The expression came into use in 1991 in the United States with the publication of Culture Wars: The Struggle to Define America by James Davison Hunter, a sociologist at the University of Virginia. In it, Hunter described what he saw as a

dramatic realignment and polarization that had transformed American politics and culture..

He argued that on an increasing number of "hot-button" defining issues —abortion, gun politics, separation of church and state, privacy, recreational drug use, homosexuality, censorship issues —there had come to be two definable polarities. Furthermore, it was not just that there were a number of divisive issues, but that society had divided along essentially the same lines on each of these issues, so as to constitute two warring groups, defined primarily not by nominal religion, ethnicity, social class, or even political affiliation, but rather by ideological world views..

Hunter characterized this polarity as stemming from opposite impulses, toward what he refers to as Progressivism and Orthodoxy. The dichotomy has been adopted with varying labels, including, for example, by FOX News commentator Bill O’Reilly who emphasizes differences between "Secular-Progressives" and "Traditionalists".

In 1990 paleoconservative commentator Pat Buchanan mounted a campaign for the Republican nomination for President of the United States against incumbent George H. W. Bush in 1992. He received a prime time speech slot at the 1992 Republican National Convention, which is sometimes dubbed the "'culture war' speech".

During his speech, he said: "There is a religious war going on in our country for the soul of America. It is a cultural war, as critical to the kind of nation we will one day be as was the Cold War itself." In addition to criticizing "environmental extremists" and "radical feminism," he said public morality was a defining issue: The agenda [Bill] Clinton and [Hillary] Clinton would impose on America —abortion on demand, a litmus test for the Supreme Court, homosexual rights, discrimination against religious schools, women in combat — that's change, all right. But it is not the kind of change America wants. It is not the kind of change America needs. And it is not the kind of change we can tolerate in a nation that we still call God's country.

A month later, Buchanan elaborated that this conflict was about power over society's definition of right and wrong. He named abortion, sexual orientation and popular culture as major fronts – and mentioned other controversies, including clashes over the Confederate Flag, Christmas and taxpayer-funded art. He also said that the negative attention his talk of a culture war received was itself evidence of America’s polarization.

When Buchanan ran for President in 1996, he promised to fight for the conservative side of the culture war:

I will use the bully pulpit of the Presidency of the United States, to the full extent of my power and ability, to defend American traditions and the values of faith, family, and country, from any and all directions. And, together, we will chase the purveyors of sex and violence back beneath the rocks whence they came.

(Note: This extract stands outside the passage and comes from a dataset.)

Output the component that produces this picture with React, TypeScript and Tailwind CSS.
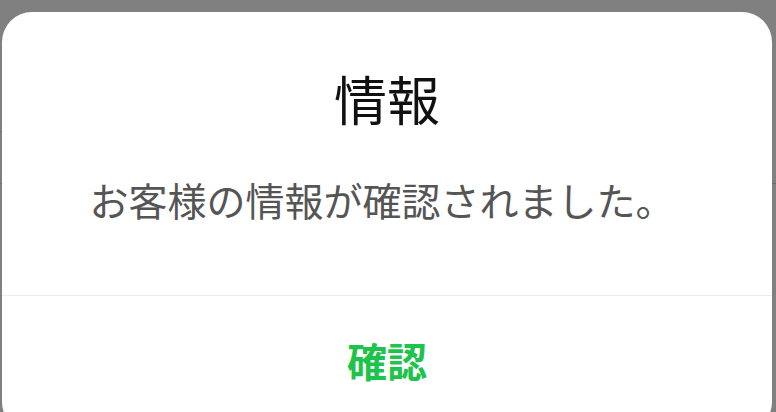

In a 2004 column, Pat Buchanan said the culture war had reignited and that Americans no longer inhabited the same moral universe. He gave such examples as gay civil unions, the "crudity of the MTV crowd," and the controversy surrounding Mel Gilbson’s film, The Passion of the Christ.

The culture war demonstrates that over such issues as abortion, sexual orientation, gun control, privacy, affirmative action, separation of church and sate, censorship, and drug abuse there are two cultural-value-based groups pitting one against the other. One represents the traditional value system, especially WASP culture, the other, more liberal value system, particularly multiculturalism.